The most important question, however, is the question as to why the government has delayed efforts to reduce the budget deficit and debt. In addition, what are the implications of delays in reducing deficits and debt?
 
What is clear is that the budget deficit and debt have increased to levels that may jeopardise the sustainability of the public debt and deficits, necessitating their reduction in the medium to long term. Their reduction is desirable because they could negatively affect growth in the future, increase the risk for default and limit room for adjusting government expenditure in response to negative shocks to the economy.
 
The desired reduction in the deficit and debt could delay because of a number of reasons. These include the growing public sector (characterised by increasing expenditures), low tax revenues, the changing development finance landscape, reduction in grants, political economy factors, inefficiencies in government spending, increasing unemployment and delays in the production of oil, which is expected to boost domestic revenues.
 
Many stakeholders argue for a delay in the reduction of budget deficits and debt, which provides a policy dilemma for the Ministry of Finance on the possible implications of delay of such a policy action.  Evidence from other jurisdictions suggests that the delay in reducing the budget deficits and debt could be beneficial by way of enabling the economy to achieve high levels of inclusive growth characterised by increases in employment. This could imply that the government could be able to generate more tax revenues to pay off the debt and to finance government expenditures.
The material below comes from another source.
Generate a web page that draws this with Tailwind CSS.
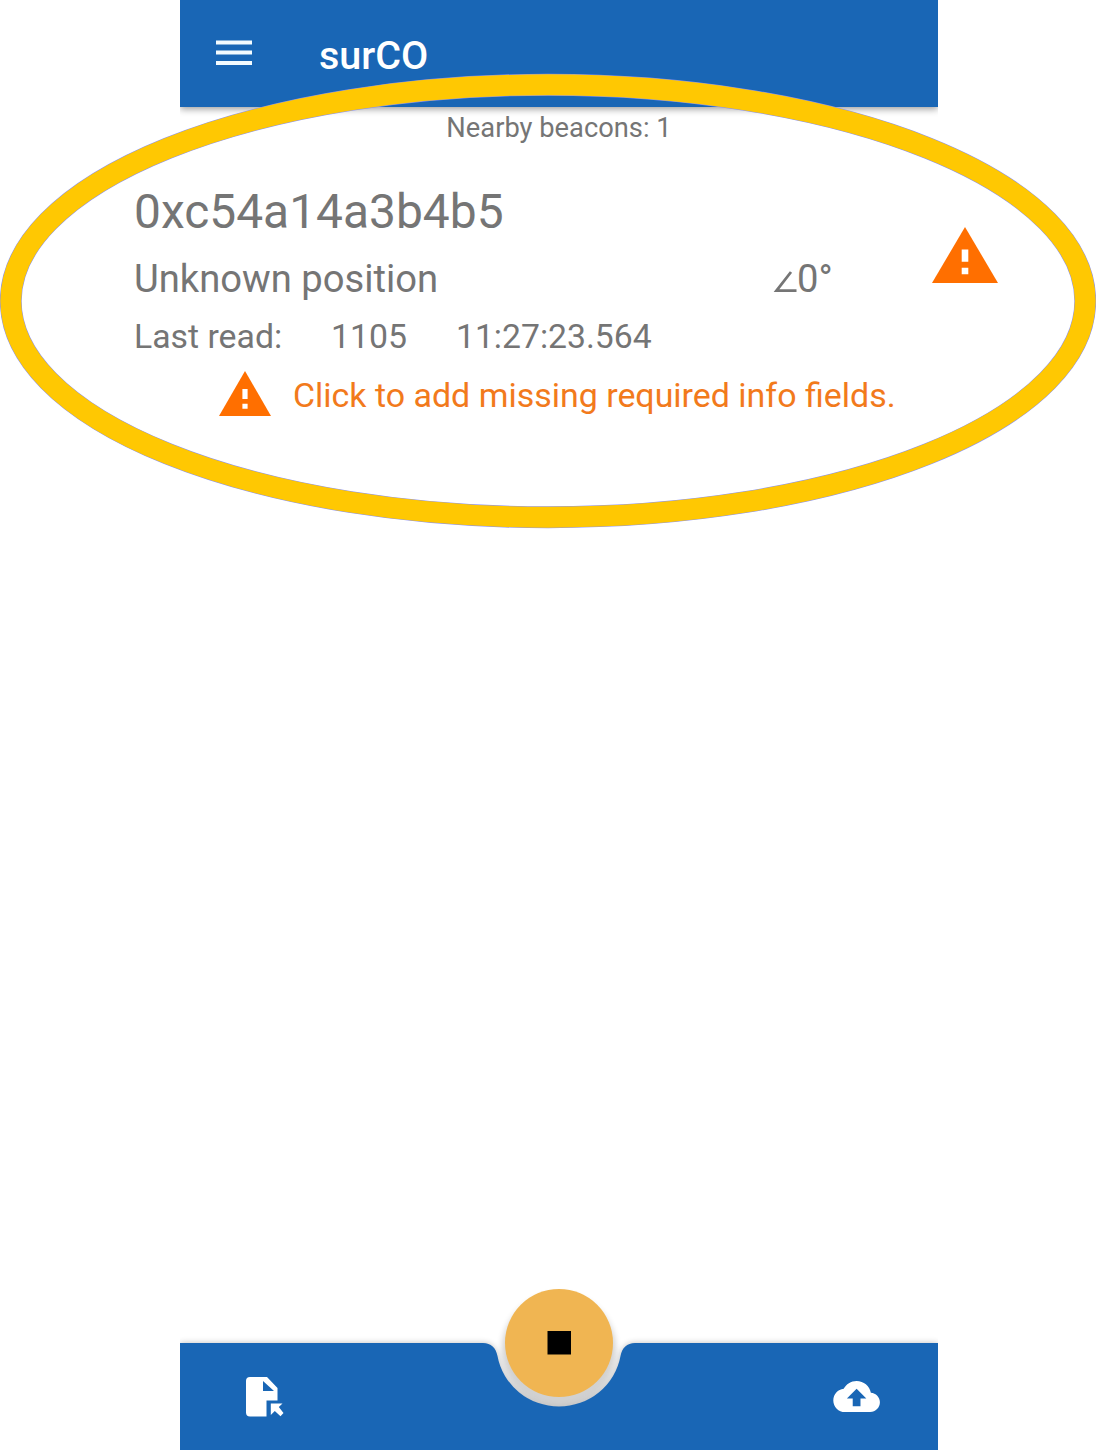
<!DOCTYPE html>
<html lang="en">
<head>
<meta charset="utf-8">
<title>surCO</title>
<script src="https://cdn.jsdelivr.net/npm/@tailwindcss/browser@4"></script>
</head>
<body class="bg-white font-['Roboto',sans-serif] text-[#757575]">
<div class="relative flex h-[1450px] w-[1096px] flex-col overflow-hidden">
  <header class="ml-[180px] flex h-[107px] w-[758px] shrink-0 items-center bg-[#1966b5] pl-9 text-white shadow-[0_2px_7px_rgba(0,0,0,0.4)] [clip-path:inset(0_0_-12px_0)]">
    <svg class="-mt-[2px] h-[26px] w-9" viewBox="0 0 36 26" fill="#f3fbff"><path d="M0 .5h36v4H0zM0 10.500h36v4H0zM0 21h36v4H0z"/></svg>
    <h1 class="ml-[67px] mt-[5px] text-[39.5px] leading-[46px] font-medium whitespace-nowrap">surCO</h1>
  </header>
  <main class="flex grow flex-col">
    <p class="ml-[180px] mt-[5px] w-[758px] text-center text-[27.3px] leading-8 whitespace-nowrap">Nearby beacons: 1</p>
    <section class="mt-[40px] flex">
      <div class="ml-[133px] w-[799px] shrink-0 whitespace-nowrap">
        <h2 class="ml-px text-[47.9px] leading-[56px]">0xc54a14a3b4b5</h2>
        <div class="mt-[17px] flex items-center text-[38.2px] leading-[44px]">
          <span class="w-[640px] pl-px">Unknown position</span>
          <svg class="mt-[6px] h-[22px] w-[24px]" viewBox="0 0 24 22" fill="none" stroke="#757575" stroke-width="2.800"><path d="M18 1 3.500 19.600H23.500"/></svg>
          <span>0°</span>
        </div>
        <div class="mt-4 flex pl-px text-[33.8px] leading-10">
          <span class="w-[197px]">Last read:</span><span class="w-[125px]">1105</span><span class="text-[33.7px]">11:27:23.564</span>
        </div>
        <div class="mt-[14px] ml-[86px] flex text-[#f27a1c]">
          <svg class="h-[45px] w-[52px]" viewBox="0 0 22 19"><path fill="#ff6f00" d="M0 19h22L11 0z"/><path fill="#fff" d="M9.900 7.600h2.200v4.200H9.900zM9.900 13.800h2.200v2.200H9.900z"/></svg>
          <span class="mt-[5px] ml-[22px] text-[33.95px] leading-10">Click to add missing required info fields.</span>
        </div>
      </div>
      <svg class="mt-[43px] h-[56px] w-[66px]" viewBox="0 0 22 19" preserveAspectRatio="none"><path fill="#ff6f00" d="M0 19h22L11 0z"/><path fill="#fff" d="M9.900 7.600h2.200v4.200H9.900zM9.900 13.800h2.200v2.200H9.900z"/></svg>
    </section>
  </main>
  <footer class="relative ml-[180px] h-[170px] w-[758px] shrink-0">
    <svg class="h-full w-full" viewBox="0 0 758 170">
      <defs>
        <filter id="soft" x="-20%" y="-20%" width="140%" height="140%"><feGaussianBlur stdDeviation="3"/></filter>
        <clipPath id="bay"><path d="M0 0H758V63H455C447 63 442 68 440.500 76A62.500 62.500 0 0 1 317.500 76C316 68 311 63 303 63H0z"/></clipPath>
      </defs>
      <path d="M0 63H303C311 63 316 68 317.500 76A62.500 62 0 0 0 440.500 76C442 68 447 63 455 63H758V170H0z" fill="#000" opacity=".25" filter="url(#soft)"/>
      <g clip-path="url(#bay)"><circle cx="379" cy="71" r="57" fill="#000" opacity=".18" filter="url(#soft)"/></g>
      <path d="M0 63H303C311 63 316 68 317.500 76A62.500 61.500 0 0 0 440.500 76C442 68 447 63 455 63H758V170H0z" fill="#1966b5"/>
      <circle cx="379" cy="63" r="54" fill="#f0b552"/>
      <path d="M367.500 51h23.500v23.500h-23.500z"/>
      <g fill="#fff">
        <path fill-rule="evenodd" d="M70 97h17l10.500 11V120.500H86.500v16H70a4 4 0 0 1-4-4v-31.500a4 4 0 0 1 4-4zM83 101v10h11z"/>
        <path d="M90.800 123.500h11.700l-3.700 3.500 4.700 6-3 3.200-5.700-5.200-4 4z"/>
      </g>
      <path transform="translate(653.300 93.200) scale(1.942)" fill="#fff" d="M19.350 10.040C18.670 6.590 15.640 4 12 4 9.110 4 6.600 5.640 5.350 8.040 2.340 8.360 0 10.910 0 14c0 3.310 2.690 6 6 6h13c2.760 0 5-2.240 5-5 0-2.640-2.050-4.780-4.650-4.960zM14 13v4h-4v-4H7l5-5 5 5h-3z"/>
    </svg>
  </footer>
  <svg class="pointer-events-none absolute inset-0" width="1096" height="1450" fill="none">
    <ellipse cx="548" cy="301" rx="537.250" ry="216.250" stroke="#8a92f5" stroke-width="21.800"/>
    <ellipse cx="548" cy="301" rx="537.250" ry="216.250" stroke="#ffc802" stroke-width="20.800"/>
  </svg>
</div>
</body>
</html>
In addition, delays in the reduction of the budget deficit and debt could enable the government to close infrastructure gaps and maintain social safety nets programmes (like the Youth Livelihood Programme and Uganda Women Entrepreneurship Programme) to protect low-income households.
 
Despite the potential benefits, delays in reducing the budget deficit and debt are particularly harmful in the long run. First, they may undermine people’s confidence in debt sustainability due to higher debt build-ups that are characterised by increasing debt-servicing costs. The increasing debt-servicing costs also crowd out the funding available for funding other social sectors. Second, they could also result in slower economic growth due to crowding out of private investment due to increased government borrowing from commercial banks. Third, delays also act as a signal to the citizens that the government may increase the tax rates in the future to repay the debt. Lastly, delays could limit the room for adjusting government expenditure in response to negative shocks to the economy such as interest rate and exchange rate shocks and natural disasters (like drought).
 
In conclusion, the need for reductions in Uganda’s budget deficit and debt is important in the medium to the long run. However, recent projections indicate that the budget deficit and debt will increase further indicating that their desired reduction might come later than anticipated.  Therefore, the onus is upon: (i) the government to make sure that it prioritises investments in areas that will enable the economy to achieve its growth potential; (ii) the public to demand for accountability from government especially concerning the ever-increasing expenditures; and (iii) the political leaders to support efforts towards effective deficit and debt reduction. Such investments by the government should aim at ensuring macroeconomic stability, access to credit, good infrastructure, a favourable regulatory environment and a skilled workforce. These would in turn support private sector expansion and enable business firms to overcome their specific challenges while creating jobs for the labour force.